The town obtained nearly PLN 4.5 million, added another PLN 2 million, and in just two years built a big public library and renovated a depot, turning it into a fascinating cultural centre.
Arkadiusz Ptak, mayor of the town, admits that he was unsure about having an operating railway co-existing with a cultural centre.
In the total renovation cost around PLN 6 million.
“To be honest, trains at the depot made me a little nervous at the beginning,” he says. “I couldn’t imagine that such a technical environment would harmonise with a cultural centre.
“But it turned out that this ‘technical environment’ became an asset. And we now have a living, open-air railway museum!”
The Pleszew cultural centre, called Zajezdnia Kultury (Cultural Depot), has just marked its first anniversary.
The railway is still pulling in the crowds.
It is one of only three such places in Poland. The first one located in the city of Wrocław, is called the Centre of a History “Depot” (Centrum Historii Zajezdnia), and is an open-air museum built on the site of a former bus depot. The other one is a library located in a railway station building in Rumia, near Gdynia.
Zajezdnia Kultury in Pleszew combines both of the activities, working as a public library and a large cultural centre.
After passing through the main entrance door to the centre, visitors walk over a railway pedestrian crossing, while technicians work on the railway’s rolling stock. Nearby, a group of artists prepare painting exhibitions.
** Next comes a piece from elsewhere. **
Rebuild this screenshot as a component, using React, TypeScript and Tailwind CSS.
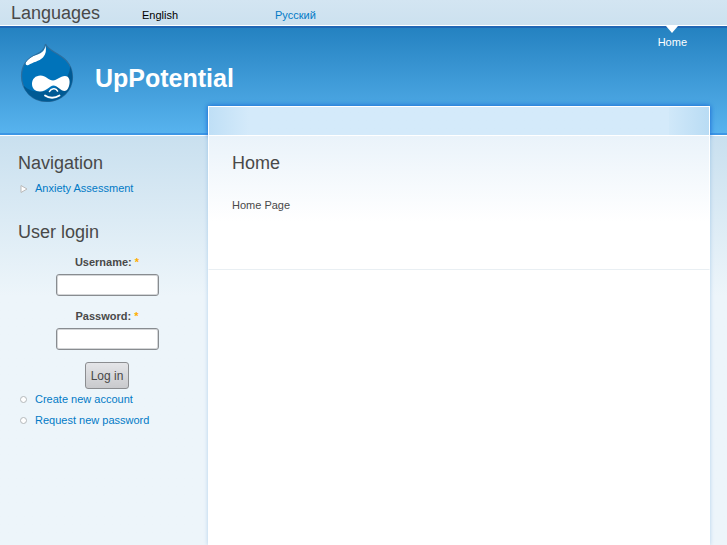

The two groups meet from time to time for a quick coffee. This is how it looks almost every day.
Antoni Moch, worked on the railway for decades, and still dedicates his free time to the line.
“This is a wonderful and fertile space that we all grow in and develop,” says Przemysław Marciniak, head of Zajezdnia Kultury. “The railway is a key part of this place’s identity.”
Antoni Moch feels the same. Now retired, he is always on call if there’s a lack of railwaymen. He feels happy that he can work in a pleasant and lively place, and can always come in to see what the centre is preparing.
“I am happy that this place hasn’t died. It is a big chunk of my life,” he says.